Exuberant joy, reverence and awe, coupled with repentance and suitable attire leaning towards modesty, is surely acceptable before the Lord. However, finding the right balance can only be discerned by wisdom through the Holy Spirit who dwells within us. As individuals we are just as accountable as our leaderships are. May God give us the ability to discern that which pleases Him and prevents us from being ruled by carnal desires to grow numbers in the church, remembering the scriptural principle of quality before quantity or income.

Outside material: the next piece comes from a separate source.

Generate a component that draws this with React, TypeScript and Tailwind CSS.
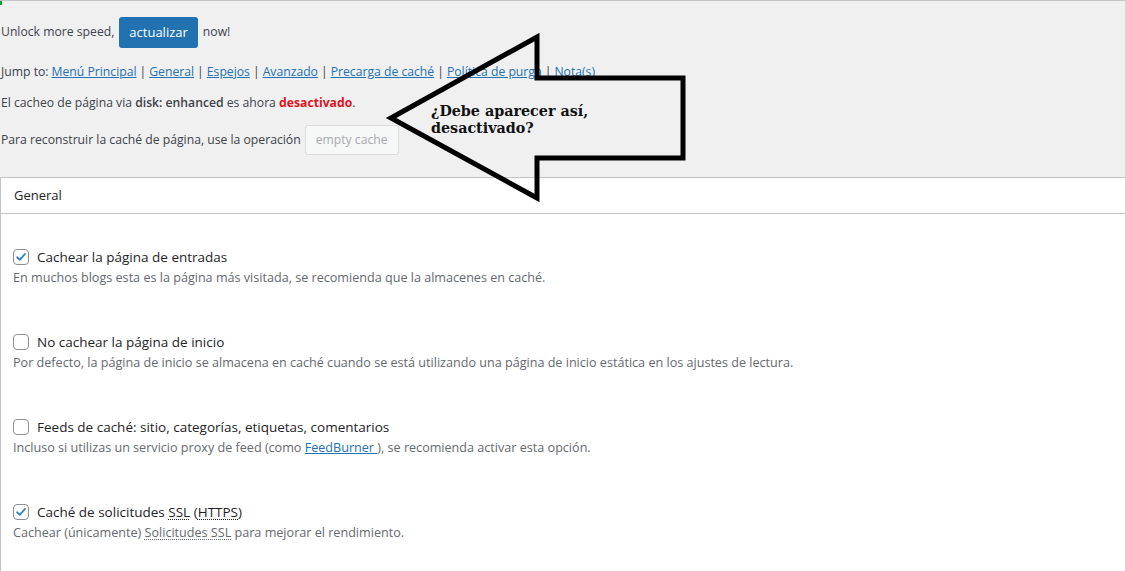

The Foundation of the New Jerusalem is firmly based on our remembrance of the purpose why the Father sacrificed His Son on the altar, beginning at the Garden of Gethsemane. Taking communion is our constant reminder. The majority of the Romans and many of the Jews treated Jesus on the cross as their entertainment for the day. Let us therefore not forget the true foundation of the gospel of Jesus Christ nor become irreverent in our worship, but also resist any tendency to quench our joy in the Spirit; all at the same time! How is this to work out in practice? With man this is not possible, but with God all things are possible (Matthew 19:26).

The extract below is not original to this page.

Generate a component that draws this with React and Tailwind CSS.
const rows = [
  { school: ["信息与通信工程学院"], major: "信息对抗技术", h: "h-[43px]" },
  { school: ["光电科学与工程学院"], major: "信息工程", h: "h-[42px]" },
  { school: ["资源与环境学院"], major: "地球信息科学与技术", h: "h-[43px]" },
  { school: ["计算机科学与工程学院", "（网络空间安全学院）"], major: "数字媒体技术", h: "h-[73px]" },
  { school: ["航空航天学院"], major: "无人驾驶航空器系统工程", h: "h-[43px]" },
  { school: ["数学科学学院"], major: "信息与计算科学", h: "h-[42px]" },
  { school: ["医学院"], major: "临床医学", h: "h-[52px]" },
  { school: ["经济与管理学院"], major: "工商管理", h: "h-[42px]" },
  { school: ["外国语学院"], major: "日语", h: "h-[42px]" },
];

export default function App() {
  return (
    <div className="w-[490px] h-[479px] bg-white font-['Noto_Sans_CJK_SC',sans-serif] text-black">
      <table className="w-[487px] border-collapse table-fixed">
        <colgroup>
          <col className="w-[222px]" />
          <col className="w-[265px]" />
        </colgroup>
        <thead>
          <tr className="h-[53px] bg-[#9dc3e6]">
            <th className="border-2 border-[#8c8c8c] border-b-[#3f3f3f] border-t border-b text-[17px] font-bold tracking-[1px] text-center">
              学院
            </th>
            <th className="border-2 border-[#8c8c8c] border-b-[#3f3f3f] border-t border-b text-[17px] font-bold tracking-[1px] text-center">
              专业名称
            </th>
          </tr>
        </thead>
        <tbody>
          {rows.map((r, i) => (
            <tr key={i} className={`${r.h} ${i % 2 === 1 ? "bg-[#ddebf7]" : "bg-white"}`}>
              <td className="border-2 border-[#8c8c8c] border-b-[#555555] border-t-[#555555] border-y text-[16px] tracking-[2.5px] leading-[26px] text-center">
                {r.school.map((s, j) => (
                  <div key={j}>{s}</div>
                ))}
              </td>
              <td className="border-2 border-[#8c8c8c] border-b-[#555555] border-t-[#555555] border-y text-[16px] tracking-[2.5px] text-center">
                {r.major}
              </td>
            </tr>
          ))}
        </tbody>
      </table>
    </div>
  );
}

Why did Jesus curse the fig tree (Matthew 21:19) and cause it to die? Why will Jesus spew the luke warm out of his mouth? In the case of the fig tree Jesus was hungry for fruit but there was no fruit to be found on the tree. Jesus is hungry to see us living fruitful lives. Many of His parables make that abundantly clear. When God forgives and gives the gift of life He expects us to multiply the kingdom by whatever means within our means and abilities. On pages 264-268, in my Kindle book, I discuss three parables dealing with degrees of reward in heaven. Two of the parables, Luke 19:11-27 and Matthew 25:14-30, reveal the Lord’s great displeasure for those who bear no fruit in their lives.

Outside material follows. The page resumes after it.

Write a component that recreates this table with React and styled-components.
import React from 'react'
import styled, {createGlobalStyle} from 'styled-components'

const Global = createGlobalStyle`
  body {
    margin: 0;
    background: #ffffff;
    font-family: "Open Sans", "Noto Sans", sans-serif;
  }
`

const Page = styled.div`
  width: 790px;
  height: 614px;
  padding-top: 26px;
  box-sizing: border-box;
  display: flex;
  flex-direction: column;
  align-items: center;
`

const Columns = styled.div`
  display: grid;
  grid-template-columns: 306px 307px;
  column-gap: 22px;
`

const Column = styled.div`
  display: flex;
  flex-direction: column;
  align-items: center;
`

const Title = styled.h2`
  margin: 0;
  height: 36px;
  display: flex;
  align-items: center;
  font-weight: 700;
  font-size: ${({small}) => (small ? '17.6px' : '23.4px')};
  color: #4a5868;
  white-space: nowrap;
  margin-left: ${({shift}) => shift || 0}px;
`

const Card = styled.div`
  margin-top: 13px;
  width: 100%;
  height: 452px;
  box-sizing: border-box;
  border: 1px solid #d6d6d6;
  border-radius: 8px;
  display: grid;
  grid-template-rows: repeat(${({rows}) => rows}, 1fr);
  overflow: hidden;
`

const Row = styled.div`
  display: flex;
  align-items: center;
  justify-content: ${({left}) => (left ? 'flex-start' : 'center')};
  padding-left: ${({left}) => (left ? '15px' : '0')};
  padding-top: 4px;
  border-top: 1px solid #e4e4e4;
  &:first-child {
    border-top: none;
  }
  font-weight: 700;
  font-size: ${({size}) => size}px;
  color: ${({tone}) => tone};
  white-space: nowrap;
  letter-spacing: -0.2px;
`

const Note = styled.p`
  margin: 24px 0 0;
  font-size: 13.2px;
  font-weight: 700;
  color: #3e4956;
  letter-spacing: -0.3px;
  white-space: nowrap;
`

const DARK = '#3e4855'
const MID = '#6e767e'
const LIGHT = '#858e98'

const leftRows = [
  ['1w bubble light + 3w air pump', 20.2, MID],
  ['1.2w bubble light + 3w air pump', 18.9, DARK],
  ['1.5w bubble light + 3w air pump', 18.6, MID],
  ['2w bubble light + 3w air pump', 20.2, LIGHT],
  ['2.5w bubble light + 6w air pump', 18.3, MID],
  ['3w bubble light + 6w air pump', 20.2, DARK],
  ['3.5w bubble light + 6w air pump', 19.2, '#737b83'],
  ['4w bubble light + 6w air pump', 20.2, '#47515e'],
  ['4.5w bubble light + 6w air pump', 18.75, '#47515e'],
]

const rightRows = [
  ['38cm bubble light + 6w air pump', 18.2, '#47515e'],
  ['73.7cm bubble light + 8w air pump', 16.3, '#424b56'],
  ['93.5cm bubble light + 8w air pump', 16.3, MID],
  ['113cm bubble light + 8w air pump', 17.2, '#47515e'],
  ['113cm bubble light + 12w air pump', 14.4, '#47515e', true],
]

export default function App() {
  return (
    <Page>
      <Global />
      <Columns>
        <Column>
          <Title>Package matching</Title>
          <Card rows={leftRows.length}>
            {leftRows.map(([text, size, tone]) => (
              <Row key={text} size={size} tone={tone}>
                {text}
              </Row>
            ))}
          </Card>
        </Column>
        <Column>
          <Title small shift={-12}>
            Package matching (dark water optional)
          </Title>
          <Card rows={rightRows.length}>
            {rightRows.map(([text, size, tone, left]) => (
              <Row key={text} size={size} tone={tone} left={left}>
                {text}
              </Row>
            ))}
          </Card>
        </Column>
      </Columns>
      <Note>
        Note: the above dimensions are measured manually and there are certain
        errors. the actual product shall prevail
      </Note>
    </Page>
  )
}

I recently felt great compassion and concern for those who will expectantly gather before the Lord to be welcomed into heaven, only to be told “I know you not” (Matthew 7:21-23; 25:11-12). I pictured the horror that will contort their faces. “But I thought I servTerrored You”, but they didn’t; they obviously had served themselves or had made fatal compromises with the ways of the world. How very tragic and unbearable even to ponder about! I prayed seeking how I could reach such people and snatch them from the gates of hell before its too late.

The next morning I awoke with a few lines from a Sunday School song running around in my head, “If you know that you’re saved say Amen,…then your life will surely show it”. It contained the answer I was looking for. Those truly born again and walking in the Lord reveal the life of Christ in their lives. They shine in the world and make no secret about it. They not only live righteously and humbly, without thought of financial rewards, but boldly testify of salvation through the Lord Jesus Christ. In other words, they are living fruitful lives, some 30, some 60 and some 100-fold. If we live accordingly and trust in Jesus we should have no fear of hell. One of our goals in life will be to warn others whom we see living rebelliously presuming upon the grace of God. Let’s snatch them from the gates of hell into the kingdom of the Son.